DATASET EXTRACT
──────
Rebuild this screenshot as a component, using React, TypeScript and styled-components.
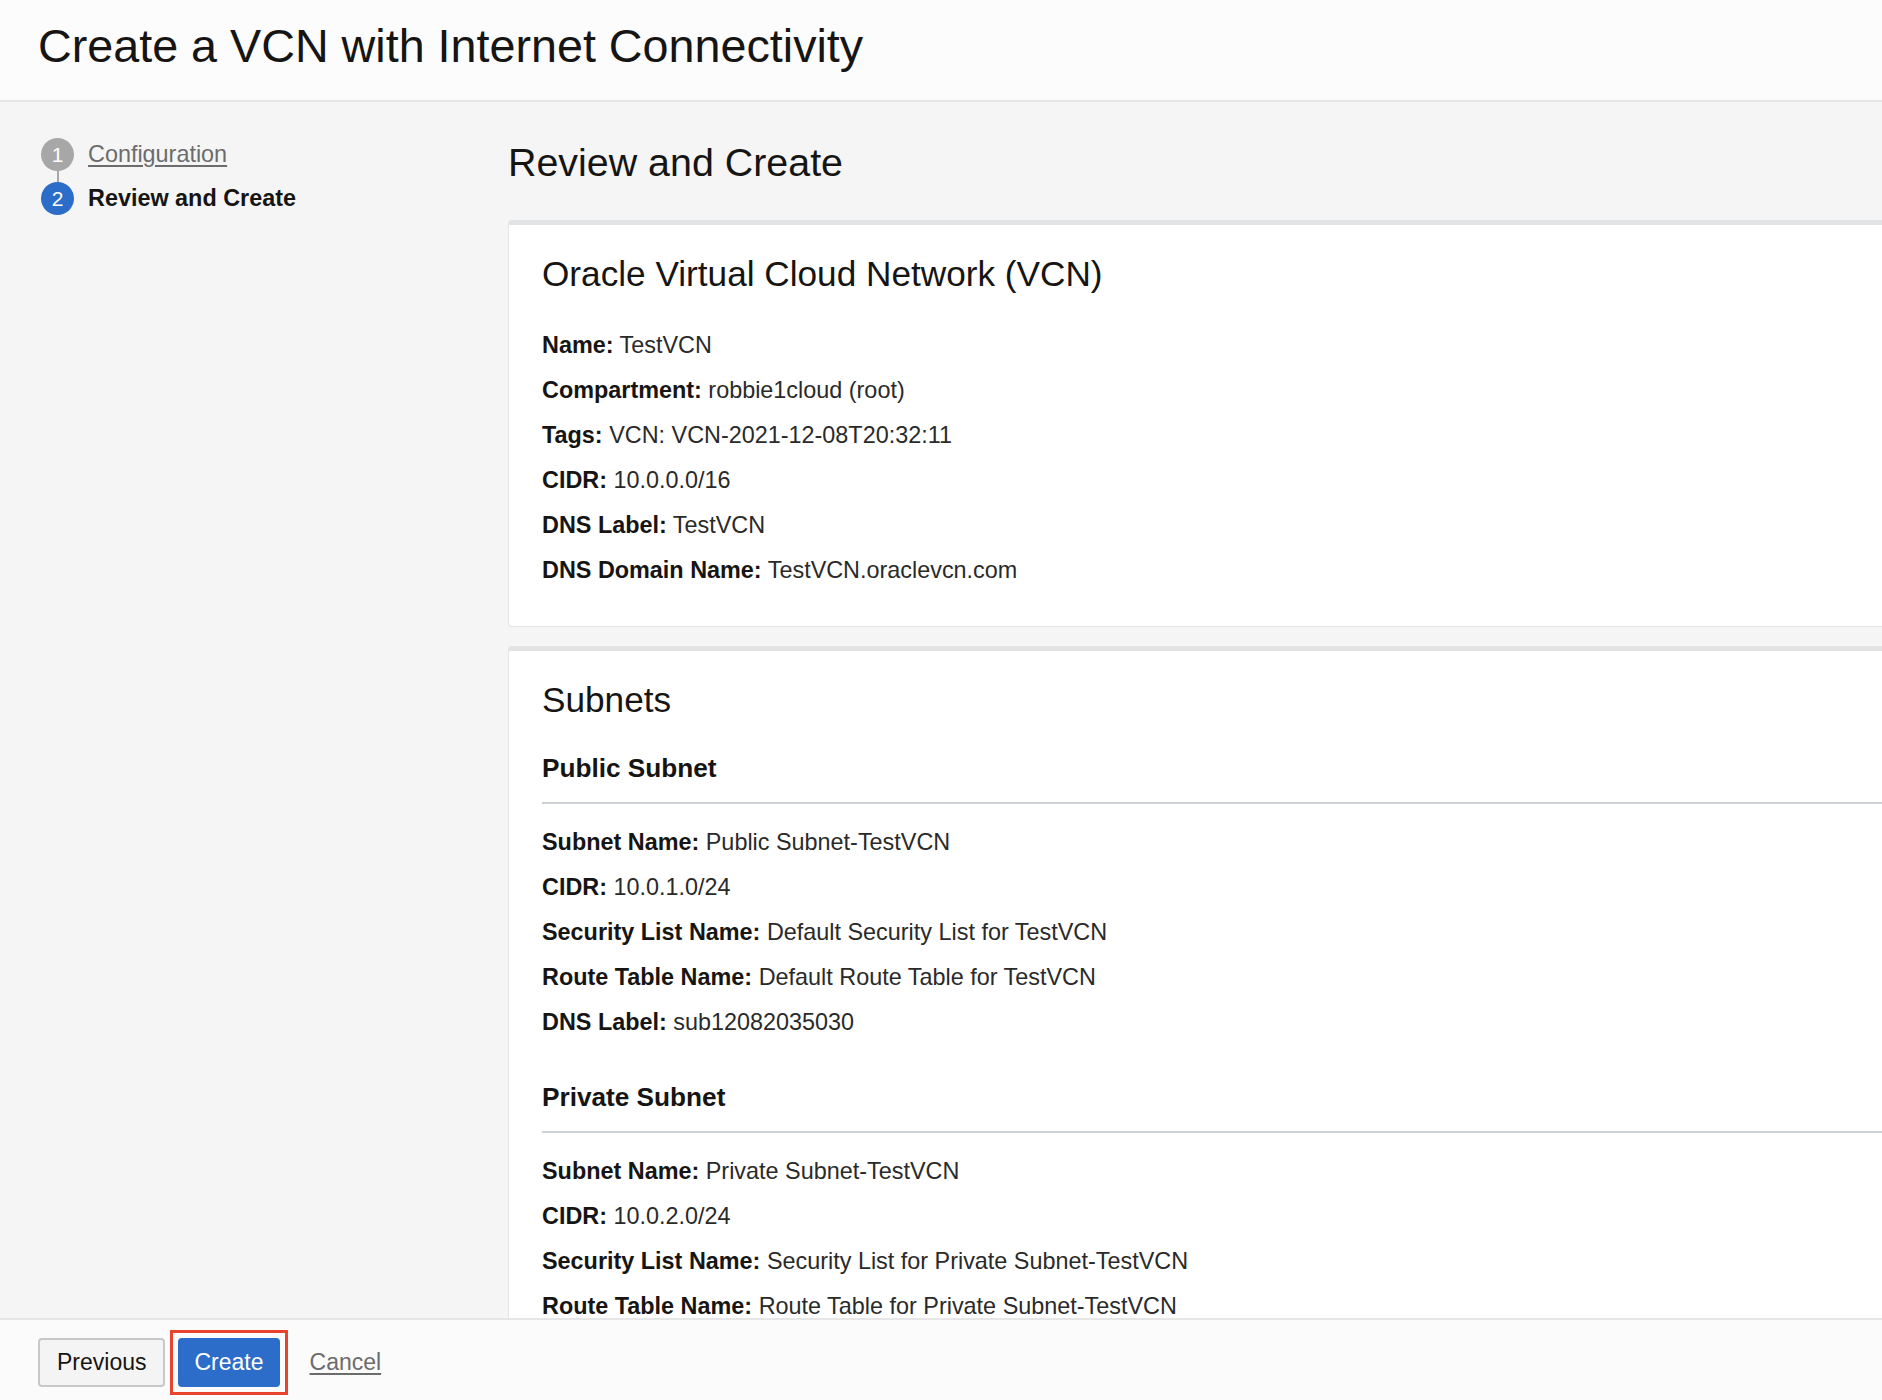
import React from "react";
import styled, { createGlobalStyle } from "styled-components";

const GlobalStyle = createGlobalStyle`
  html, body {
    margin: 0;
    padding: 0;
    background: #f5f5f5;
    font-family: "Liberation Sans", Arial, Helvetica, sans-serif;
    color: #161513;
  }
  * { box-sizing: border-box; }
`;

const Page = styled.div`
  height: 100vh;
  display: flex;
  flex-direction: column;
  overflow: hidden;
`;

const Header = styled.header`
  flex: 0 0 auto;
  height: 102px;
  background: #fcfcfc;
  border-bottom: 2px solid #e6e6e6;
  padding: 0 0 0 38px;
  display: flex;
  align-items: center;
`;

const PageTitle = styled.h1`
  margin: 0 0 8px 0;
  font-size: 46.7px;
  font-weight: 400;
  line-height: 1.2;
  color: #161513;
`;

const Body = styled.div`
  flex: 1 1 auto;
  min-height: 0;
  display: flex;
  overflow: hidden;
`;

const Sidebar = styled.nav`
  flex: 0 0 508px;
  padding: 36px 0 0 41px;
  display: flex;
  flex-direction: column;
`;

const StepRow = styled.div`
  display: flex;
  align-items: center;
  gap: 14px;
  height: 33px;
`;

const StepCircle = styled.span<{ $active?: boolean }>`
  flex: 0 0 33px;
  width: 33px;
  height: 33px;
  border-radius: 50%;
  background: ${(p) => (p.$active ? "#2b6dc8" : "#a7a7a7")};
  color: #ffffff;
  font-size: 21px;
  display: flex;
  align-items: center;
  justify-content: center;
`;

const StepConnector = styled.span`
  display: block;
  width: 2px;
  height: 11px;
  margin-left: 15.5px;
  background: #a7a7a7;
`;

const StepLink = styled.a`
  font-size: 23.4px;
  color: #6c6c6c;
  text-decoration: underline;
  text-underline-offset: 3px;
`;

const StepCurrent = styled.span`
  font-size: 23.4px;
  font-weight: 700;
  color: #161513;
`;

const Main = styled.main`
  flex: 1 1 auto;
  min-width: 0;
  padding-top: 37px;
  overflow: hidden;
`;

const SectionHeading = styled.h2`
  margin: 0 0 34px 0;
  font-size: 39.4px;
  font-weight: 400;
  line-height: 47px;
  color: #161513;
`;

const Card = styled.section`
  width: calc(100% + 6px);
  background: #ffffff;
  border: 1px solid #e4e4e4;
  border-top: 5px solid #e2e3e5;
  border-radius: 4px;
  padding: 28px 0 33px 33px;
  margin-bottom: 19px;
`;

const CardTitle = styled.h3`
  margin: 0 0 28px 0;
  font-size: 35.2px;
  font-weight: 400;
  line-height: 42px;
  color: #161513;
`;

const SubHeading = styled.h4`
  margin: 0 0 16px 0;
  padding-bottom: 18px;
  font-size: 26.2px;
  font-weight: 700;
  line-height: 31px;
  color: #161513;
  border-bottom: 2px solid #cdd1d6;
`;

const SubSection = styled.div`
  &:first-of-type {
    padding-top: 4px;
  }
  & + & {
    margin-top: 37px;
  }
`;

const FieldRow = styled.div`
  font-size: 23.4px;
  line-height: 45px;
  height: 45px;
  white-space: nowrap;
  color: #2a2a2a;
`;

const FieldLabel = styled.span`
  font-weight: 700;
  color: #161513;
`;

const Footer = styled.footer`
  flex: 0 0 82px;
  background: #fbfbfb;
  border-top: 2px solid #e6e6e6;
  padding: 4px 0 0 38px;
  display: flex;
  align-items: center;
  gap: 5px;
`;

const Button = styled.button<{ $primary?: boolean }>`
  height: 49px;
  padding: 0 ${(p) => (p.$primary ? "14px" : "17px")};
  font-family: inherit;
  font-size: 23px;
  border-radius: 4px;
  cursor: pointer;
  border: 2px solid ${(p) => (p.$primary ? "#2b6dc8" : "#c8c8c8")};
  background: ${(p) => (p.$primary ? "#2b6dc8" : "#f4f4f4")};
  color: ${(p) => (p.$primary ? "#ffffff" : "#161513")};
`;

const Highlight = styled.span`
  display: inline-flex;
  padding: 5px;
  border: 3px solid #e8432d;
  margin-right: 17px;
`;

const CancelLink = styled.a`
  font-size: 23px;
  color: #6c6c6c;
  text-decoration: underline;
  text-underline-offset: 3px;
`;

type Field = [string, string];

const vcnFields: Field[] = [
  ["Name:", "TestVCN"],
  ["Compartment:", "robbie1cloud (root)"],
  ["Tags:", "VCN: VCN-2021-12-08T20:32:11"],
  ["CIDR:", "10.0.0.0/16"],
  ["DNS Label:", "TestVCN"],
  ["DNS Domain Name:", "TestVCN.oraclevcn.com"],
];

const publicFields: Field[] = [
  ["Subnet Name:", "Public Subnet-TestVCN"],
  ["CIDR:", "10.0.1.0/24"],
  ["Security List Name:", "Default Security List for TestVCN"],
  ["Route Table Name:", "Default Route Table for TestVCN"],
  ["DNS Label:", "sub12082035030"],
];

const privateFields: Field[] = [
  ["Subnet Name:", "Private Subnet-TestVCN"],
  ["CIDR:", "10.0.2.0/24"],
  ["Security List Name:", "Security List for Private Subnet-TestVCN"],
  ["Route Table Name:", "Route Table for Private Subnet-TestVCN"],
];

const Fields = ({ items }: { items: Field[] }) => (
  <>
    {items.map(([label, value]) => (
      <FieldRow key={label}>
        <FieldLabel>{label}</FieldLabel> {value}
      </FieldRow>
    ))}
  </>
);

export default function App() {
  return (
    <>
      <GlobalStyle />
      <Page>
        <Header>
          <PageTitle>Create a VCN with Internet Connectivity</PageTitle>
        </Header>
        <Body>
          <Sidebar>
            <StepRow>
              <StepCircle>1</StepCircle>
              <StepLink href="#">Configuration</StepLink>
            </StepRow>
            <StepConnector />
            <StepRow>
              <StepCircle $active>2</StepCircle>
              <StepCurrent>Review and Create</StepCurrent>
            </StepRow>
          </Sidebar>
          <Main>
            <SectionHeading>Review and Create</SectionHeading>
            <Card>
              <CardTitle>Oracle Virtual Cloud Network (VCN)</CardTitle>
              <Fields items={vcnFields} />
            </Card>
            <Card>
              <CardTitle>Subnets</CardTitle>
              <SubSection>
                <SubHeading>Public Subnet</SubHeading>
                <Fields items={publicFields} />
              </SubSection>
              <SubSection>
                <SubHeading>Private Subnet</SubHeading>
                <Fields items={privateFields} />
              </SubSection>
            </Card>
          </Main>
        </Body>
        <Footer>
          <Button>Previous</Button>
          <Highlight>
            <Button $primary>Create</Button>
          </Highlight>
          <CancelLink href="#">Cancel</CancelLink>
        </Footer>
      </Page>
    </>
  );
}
──────
DIRECTIONS FOR THIS TASK
Copy the material above exactly and drop the pictures.

SOLUTION BELOW
Rebuild this screenshot as a component, using React, TypeScript and styled-components.
import React from "react";
import styled, { createGlobalStyle } from "styled-components";

const GlobalStyle = createGlobalStyle`
  html, body {
    margin: 0;
    padding: 0;
    background: #f5f5f5;
    font-family: "Liberation Sans", Arial, Helvetica, sans-serif;
    color: #161513;
  }
  * { box-sizing: border-box; }
`;

const Page = styled.div`
  height: 100vh;
  display: flex;
  flex-direction: column;
  overflow: hidden;
`;

const Header = styled.header`
  flex: 0 0 auto;
  height: 102px;
  background: #fcfcfc;
  border-bottom: 2px solid #e6e6e6;
  padding: 0 0 0 38px;
  display: flex;
  align-items: center;
`;

const PageTitle = styled.h1`
  margin: 0 0 8px 0;
  font-size: 46.7px;
  font-weight: 400;
  line-height: 1.2;
  color: #161513;
`;

const Body = styled.div`
  flex: 1 1 auto;
  min-height: 0;
  display: flex;
  overflow: hidden;
`;

const Sidebar = styled.nav`
  flex: 0 0 508px;
  padding: 36px 0 0 41px;
  display: flex;
  flex-direction: column;
`;

const StepRow = styled.div`
  display: flex;
  align-items: center;
  gap: 14px;
  height: 33px;
`;

const StepCircle = styled.span<{ $active?: boolean }>`
  flex: 0 0 33px;
  width: 33px;
  height: 33px;
  border-radius: 50%;
  background: ${(p) => (p.$active ? "#2b6dc8" : "#a7a7a7")};
  color: #ffffff;
  font-size: 21px;
  display: flex;
  align-items: center;
  justify-content: center;
`;

const StepConnector = styled.span`
  display: block;
  width: 2px;
  height: 11px;
  margin-left: 15.5px;
  background: #a7a7a7;
`;

const StepLink = styled.a`
  font-size: 23.4px;
  color: #6c6c6c;
  text-decoration: underline;
  text-underline-offset: 3px;
`;

const StepCurrent = styled.span`
  font-size: 23.4px;
  font-weight: 700;
  color: #161513;
`;

const Main = styled.main`
  flex: 1 1 auto;
  min-width: 0;
  padding-top: 37px;
  overflow: hidden;
`;

const SectionHeading = styled.h2`
  margin: 0 0 34px 0;
  font-size: 39.4px;
  font-weight: 400;
  line-height: 47px;
  color: #161513;
`;

const Card = styled.section`
  width: calc(100% + 6px);
  background: #ffffff;
  border: 1px solid #e4e4e4;
  border-top: 5px solid #e2e3e5;
  border-radius: 4px;
  padding: 28px 0 33px 33px;
  margin-bottom: 19px;
`;

const CardTitle = styled.h3`
  margin: 0 0 28px 0;
  font-size: 35.2px;
  font-weight: 400;
  line-height: 42px;
  color: #161513;
`;

const SubHeading = styled.h4`
  margin: 0 0 16px 0;
  padding-bottom: 18px;
  font-size: 26.2px;
  font-weight: 700;
  line-height: 31px;
  color: #161513;
  border-bottom: 2px solid #cdd1d6;
`;

const SubSection = styled.div`
  &:first-of-type {
    padding-top: 4px;
  }
  & + & {
    margin-top: 37px;
  }
`;

const FieldRow = styled.div`
  font-size: 23.4px;
  line-height: 45px;
  height: 45px;
  white-space: nowrap;
  color: #2a2a2a;
`;

const FieldLabel = styled.span`
  font-weight: 700;
  color: #161513;
`;

const Footer = styled.footer`
  flex: 0 0 82px;
  background: #fbfbfb;
  border-top: 2px solid #e6e6e6;
  padding: 4px 0 0 38px;
  display: flex;
  align-items: center;
  gap: 5px;
`;

const Button = styled.button<{ $primary?: boolean }>`
  height: 49px;
  padding: 0 ${(p) => (p.$primary ? "14px" : "17px")};
  font-family: inherit;
  font-size: 23px;
  border-radius: 4px;
  cursor: pointer;
  border: 2px solid ${(p) => (p.$primary ? "#2b6dc8" : "#c8c8c8")};
  background: ${(p) => (p.$primary ? "#2b6dc8" : "#f4f4f4")};
  color: ${(p) => (p.$primary ? "#ffffff" : "#161513")};
`;

const Highlight = styled.span`
  display: inline-flex;
  padding: 5px;
  border: 3px solid #e8432d;
  margin-right: 17px;
`;

const CancelLink = styled.a`
  font-size: 23px;
  color: #6c6c6c;
  text-decoration: underline;
  text-underline-offset: 3px;
`;

type Field = [string, string];

const vcnFields: Field[] = [
  ["Name:", "TestVCN"],
  ["Compartment:", "robbie1cloud (root)"],
  ["Tags:", "VCN: VCN-2021-12-08T20:32:11"],
  ["CIDR:", "10.0.0.0/16"],
  ["DNS Label:", "TestVCN"],
  ["DNS Domain Name:", "TestVCN.oraclevcn.com"],
];

const publicFields: Field[] = [
  ["Subnet Name:", "Public Subnet-TestVCN"],
  ["CIDR:", "10.0.1.0/24"],
  ["Security List Name:", "Default Security List for TestVCN"],
  ["Route Table Name:", "Default Route Table for TestVCN"],
  ["DNS Label:", "sub12082035030"],
];

const privateFields: Field[] = [
  ["Subnet Name:", "Private Subnet-TestVCN"],
  ["CIDR:", "10.0.2.0/24"],
  ["Security List Name:", "Security List for Private Subnet-TestVCN"],
  ["Route Table Name:", "Route Table for Private Subnet-TestVCN"],
];

const Fields = ({ items }: { items: Field[] }) => (
  <>
    {items.map(([label, value]) => (
      <FieldRow key={label}>
        <FieldLabel>{label}</FieldLabel> {value}
      </FieldRow>
    ))}
  </>
);

export default function App() {
  return (
    <>
      <GlobalStyle />
      <Page>
        <Header>
          <PageTitle>Create a VCN with Internet Connectivity</PageTitle>
        </Header>
        <Body>
          <Sidebar>
            <StepRow>
              <StepCircle>1</StepCircle>
              <StepLink href="#">Configuration</StepLink>
            </StepRow>
            <StepConnector />
            <StepRow>
              <StepCircle $active>2</StepCircle>
              <StepCurrent>Review and Create</StepCurrent>
            </StepRow>
          </Sidebar>
          <Main>
            <SectionHeading>Review and Create</SectionHeading>
            <Card>
              <CardTitle>Oracle Virtual Cloud Network (VCN)</CardTitle>
              <Fields items={vcnFields} />
            </Card>
            <Card>
              <CardTitle>Subnets</CardTitle>
              <SubSection>
                <SubHeading>Public Subnet</SubHeading>
                <Fields items={publicFields} />
              </SubSection>
              <SubSection>
                <SubHeading>Private Subnet</SubHeading>
                <Fields items={privateFields} />
              </SubSection>
            </Card>
          </Main>
        </Body>
        <Footer>
          <Button>Previous</Button>
          <Highlight>
            <Button $primary>Create</Button>
          </Highlight>
          <CancelLink href="#">Cancel</CancelLink>
        </Footer>
      </Page>
    </>
  );
}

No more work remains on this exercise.